- YOUR OBJECTIVE: Within the data that follows, how many lines carry the string "React"? Give the number alone.

>> START

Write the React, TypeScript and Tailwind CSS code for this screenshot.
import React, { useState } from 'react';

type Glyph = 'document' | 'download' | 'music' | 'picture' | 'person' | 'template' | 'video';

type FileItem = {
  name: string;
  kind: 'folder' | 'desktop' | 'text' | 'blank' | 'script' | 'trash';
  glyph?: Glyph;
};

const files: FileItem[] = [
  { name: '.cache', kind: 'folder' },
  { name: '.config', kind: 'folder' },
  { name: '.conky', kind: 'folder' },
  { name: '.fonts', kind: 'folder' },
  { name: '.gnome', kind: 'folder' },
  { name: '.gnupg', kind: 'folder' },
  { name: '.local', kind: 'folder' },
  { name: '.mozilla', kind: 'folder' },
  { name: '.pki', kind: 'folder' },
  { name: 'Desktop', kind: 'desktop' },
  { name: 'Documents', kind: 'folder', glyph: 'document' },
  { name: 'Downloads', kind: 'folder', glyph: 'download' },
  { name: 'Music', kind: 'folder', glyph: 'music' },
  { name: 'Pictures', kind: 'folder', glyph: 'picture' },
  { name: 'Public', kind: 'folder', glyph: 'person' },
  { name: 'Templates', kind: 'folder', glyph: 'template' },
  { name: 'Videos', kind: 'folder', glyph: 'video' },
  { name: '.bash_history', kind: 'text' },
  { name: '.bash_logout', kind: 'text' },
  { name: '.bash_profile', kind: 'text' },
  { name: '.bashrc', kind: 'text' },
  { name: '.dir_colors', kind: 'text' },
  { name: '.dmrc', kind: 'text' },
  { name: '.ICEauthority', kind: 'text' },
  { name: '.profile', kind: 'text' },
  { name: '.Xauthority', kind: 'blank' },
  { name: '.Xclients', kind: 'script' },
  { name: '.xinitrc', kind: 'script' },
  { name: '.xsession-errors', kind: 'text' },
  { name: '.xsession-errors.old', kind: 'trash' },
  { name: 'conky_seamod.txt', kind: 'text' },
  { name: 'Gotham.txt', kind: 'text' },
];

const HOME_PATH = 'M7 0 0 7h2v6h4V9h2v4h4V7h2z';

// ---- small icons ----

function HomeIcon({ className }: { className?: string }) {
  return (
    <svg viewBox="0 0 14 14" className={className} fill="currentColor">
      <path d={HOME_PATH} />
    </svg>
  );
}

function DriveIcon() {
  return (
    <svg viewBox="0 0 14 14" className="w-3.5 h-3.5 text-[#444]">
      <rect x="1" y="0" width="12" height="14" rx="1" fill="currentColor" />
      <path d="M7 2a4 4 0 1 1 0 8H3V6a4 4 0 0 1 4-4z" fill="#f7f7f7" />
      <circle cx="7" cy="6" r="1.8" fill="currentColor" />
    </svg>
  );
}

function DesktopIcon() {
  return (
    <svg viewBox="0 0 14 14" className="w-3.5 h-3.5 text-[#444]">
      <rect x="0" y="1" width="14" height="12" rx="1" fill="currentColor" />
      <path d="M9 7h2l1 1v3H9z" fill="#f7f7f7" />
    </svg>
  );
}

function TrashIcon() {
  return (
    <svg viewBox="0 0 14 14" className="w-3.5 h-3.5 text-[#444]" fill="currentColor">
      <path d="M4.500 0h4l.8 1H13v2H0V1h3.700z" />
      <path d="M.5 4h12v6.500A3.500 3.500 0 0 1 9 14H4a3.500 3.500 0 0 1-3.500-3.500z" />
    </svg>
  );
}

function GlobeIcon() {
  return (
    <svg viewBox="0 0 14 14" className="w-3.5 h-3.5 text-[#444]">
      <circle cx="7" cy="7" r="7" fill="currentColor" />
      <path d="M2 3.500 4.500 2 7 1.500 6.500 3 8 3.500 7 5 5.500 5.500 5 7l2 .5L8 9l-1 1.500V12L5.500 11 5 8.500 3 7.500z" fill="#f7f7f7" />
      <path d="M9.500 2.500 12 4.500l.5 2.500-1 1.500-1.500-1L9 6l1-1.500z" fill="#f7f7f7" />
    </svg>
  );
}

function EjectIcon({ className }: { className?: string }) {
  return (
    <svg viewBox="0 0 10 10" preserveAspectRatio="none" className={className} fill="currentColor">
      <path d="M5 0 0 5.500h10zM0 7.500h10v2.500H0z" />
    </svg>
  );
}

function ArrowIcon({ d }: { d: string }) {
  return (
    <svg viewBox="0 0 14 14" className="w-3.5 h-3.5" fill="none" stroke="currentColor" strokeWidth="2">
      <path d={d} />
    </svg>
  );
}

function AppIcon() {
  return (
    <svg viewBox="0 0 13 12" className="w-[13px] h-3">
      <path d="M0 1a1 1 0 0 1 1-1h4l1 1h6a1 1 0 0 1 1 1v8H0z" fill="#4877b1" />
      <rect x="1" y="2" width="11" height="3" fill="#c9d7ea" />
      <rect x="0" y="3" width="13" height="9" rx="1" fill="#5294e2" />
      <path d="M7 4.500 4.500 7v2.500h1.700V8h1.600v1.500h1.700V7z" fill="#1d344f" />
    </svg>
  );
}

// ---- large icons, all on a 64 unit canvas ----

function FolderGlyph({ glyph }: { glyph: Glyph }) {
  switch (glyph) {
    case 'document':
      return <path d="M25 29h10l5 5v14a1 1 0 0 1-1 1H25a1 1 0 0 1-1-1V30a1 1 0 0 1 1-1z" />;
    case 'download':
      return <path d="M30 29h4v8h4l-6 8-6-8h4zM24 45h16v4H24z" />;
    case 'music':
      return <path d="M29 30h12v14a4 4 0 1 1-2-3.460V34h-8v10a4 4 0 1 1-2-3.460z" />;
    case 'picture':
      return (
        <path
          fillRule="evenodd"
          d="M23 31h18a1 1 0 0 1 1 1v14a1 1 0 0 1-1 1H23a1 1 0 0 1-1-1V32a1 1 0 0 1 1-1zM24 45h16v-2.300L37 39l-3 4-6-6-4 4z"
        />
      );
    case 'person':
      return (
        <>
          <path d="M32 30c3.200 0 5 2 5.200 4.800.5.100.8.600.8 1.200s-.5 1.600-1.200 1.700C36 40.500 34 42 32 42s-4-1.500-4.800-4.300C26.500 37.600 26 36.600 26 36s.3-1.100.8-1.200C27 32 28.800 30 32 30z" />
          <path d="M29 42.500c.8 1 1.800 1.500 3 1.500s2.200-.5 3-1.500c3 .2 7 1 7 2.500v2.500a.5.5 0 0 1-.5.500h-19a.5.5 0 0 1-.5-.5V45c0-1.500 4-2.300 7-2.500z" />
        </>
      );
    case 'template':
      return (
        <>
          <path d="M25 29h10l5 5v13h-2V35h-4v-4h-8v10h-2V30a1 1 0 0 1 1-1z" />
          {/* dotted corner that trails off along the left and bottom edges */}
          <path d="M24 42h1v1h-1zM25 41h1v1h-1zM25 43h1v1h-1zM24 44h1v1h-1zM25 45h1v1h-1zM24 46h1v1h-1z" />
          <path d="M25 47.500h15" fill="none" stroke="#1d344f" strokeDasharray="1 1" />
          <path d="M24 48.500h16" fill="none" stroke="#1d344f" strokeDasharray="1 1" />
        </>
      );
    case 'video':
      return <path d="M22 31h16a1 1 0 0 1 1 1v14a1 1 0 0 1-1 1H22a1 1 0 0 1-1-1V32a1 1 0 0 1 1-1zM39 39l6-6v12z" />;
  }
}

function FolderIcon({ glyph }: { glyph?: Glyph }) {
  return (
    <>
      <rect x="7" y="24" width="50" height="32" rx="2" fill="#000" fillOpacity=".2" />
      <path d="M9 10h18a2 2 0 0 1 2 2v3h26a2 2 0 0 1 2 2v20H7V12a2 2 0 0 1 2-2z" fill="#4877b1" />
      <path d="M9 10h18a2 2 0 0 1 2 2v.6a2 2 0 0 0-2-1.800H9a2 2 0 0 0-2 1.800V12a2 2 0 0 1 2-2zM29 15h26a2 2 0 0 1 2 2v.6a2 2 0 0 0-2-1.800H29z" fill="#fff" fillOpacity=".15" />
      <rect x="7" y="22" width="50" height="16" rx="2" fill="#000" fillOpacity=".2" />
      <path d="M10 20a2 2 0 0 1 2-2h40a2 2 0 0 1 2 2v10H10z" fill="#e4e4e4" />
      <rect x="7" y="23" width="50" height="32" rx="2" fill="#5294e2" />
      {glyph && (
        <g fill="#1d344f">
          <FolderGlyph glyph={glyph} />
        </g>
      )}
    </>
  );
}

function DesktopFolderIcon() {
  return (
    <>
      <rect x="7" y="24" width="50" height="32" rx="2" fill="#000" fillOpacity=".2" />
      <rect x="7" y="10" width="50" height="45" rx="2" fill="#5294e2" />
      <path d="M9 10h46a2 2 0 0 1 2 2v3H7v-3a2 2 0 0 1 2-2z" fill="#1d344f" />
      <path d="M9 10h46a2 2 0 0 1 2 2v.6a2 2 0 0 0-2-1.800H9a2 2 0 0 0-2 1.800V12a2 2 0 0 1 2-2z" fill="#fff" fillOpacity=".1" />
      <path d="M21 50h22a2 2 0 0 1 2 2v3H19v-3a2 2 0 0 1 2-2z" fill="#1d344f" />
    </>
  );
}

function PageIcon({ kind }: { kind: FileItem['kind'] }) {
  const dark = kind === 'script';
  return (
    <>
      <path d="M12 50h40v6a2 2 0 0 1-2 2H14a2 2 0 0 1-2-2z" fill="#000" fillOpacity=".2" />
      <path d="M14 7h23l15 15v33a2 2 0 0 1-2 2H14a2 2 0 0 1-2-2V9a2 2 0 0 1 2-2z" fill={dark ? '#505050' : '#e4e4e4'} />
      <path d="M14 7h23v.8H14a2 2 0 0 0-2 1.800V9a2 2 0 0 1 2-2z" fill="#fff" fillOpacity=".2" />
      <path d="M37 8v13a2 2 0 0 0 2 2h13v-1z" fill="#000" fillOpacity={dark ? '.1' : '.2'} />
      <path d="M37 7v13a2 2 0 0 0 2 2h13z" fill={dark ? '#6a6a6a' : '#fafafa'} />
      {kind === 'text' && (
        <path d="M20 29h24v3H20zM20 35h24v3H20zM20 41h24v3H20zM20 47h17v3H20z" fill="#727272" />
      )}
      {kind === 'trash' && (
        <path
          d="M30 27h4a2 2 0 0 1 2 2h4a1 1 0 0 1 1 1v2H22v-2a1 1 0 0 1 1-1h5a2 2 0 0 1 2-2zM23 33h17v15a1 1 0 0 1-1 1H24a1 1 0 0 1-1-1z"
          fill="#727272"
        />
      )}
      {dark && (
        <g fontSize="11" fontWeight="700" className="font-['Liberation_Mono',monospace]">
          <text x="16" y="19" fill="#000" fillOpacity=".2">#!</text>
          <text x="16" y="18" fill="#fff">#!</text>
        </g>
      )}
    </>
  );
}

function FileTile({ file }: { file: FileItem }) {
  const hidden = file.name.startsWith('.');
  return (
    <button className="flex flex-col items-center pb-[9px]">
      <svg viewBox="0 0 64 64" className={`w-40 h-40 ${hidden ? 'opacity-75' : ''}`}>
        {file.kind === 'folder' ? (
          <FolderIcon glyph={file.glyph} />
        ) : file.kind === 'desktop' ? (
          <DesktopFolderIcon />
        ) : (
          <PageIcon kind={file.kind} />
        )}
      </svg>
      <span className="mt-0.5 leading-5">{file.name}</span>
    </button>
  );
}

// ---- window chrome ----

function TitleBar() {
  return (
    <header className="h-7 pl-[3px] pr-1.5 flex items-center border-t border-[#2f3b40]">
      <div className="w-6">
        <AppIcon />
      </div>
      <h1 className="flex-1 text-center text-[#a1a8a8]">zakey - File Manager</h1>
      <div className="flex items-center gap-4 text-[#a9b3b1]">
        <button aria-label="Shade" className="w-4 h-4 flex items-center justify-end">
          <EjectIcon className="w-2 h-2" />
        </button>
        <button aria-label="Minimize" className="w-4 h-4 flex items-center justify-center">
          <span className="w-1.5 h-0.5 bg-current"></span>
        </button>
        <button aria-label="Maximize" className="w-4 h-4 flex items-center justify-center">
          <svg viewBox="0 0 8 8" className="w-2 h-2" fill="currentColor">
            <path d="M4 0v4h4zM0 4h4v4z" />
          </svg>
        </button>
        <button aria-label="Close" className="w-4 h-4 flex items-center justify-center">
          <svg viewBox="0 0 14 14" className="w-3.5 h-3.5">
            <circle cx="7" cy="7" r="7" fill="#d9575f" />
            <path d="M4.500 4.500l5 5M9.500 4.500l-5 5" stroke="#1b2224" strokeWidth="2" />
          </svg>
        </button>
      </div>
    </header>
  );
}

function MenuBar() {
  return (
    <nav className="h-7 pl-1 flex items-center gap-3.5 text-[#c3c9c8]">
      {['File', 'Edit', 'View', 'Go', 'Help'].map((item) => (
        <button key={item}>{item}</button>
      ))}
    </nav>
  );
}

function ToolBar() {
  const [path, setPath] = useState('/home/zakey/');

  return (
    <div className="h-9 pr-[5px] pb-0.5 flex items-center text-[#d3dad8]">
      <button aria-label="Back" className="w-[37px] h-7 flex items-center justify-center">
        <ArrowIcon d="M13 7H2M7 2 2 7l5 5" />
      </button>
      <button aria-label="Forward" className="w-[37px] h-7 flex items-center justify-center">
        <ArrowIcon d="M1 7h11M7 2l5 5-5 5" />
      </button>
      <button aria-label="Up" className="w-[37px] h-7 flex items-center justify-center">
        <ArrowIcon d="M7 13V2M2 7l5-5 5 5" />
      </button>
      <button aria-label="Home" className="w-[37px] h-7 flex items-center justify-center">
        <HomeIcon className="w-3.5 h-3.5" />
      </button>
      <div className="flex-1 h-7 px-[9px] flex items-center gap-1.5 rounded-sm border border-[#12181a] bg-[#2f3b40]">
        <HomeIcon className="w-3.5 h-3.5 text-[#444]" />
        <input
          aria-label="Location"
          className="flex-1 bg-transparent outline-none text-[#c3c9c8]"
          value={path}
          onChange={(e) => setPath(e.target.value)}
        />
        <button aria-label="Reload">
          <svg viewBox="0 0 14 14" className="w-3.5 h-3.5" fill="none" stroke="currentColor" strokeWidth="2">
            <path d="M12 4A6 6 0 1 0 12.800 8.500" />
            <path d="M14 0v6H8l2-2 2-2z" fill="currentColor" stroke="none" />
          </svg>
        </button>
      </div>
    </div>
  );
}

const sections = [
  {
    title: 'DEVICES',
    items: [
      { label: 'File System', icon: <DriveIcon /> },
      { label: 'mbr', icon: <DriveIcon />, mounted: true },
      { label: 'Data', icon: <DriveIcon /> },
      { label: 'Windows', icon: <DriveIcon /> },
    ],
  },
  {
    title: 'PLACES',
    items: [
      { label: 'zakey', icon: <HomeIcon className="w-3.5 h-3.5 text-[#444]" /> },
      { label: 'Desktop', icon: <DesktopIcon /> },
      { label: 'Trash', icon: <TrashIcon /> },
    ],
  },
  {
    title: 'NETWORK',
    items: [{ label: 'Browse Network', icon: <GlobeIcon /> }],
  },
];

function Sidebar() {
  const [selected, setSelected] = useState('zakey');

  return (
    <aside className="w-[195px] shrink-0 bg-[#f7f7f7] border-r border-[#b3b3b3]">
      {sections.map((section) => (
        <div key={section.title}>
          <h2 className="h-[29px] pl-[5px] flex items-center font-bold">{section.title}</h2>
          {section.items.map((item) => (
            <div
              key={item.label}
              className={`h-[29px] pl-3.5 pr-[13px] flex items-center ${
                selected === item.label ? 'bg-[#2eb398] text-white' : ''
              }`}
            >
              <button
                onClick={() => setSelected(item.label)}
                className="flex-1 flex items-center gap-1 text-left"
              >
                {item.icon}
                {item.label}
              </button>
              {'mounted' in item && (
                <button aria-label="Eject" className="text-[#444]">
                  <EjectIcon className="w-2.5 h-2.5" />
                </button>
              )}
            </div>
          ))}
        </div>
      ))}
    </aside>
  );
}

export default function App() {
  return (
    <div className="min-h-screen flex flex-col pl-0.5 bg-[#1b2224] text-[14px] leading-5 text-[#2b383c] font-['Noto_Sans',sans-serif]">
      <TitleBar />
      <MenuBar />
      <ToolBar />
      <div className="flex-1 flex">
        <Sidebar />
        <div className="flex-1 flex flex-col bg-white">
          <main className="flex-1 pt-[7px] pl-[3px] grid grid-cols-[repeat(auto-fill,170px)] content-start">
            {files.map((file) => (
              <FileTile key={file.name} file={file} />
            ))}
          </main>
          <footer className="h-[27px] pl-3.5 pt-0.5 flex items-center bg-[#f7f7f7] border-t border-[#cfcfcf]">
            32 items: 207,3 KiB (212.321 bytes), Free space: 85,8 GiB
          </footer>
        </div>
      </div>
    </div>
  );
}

>> END

- EXERCISE RESULT: 2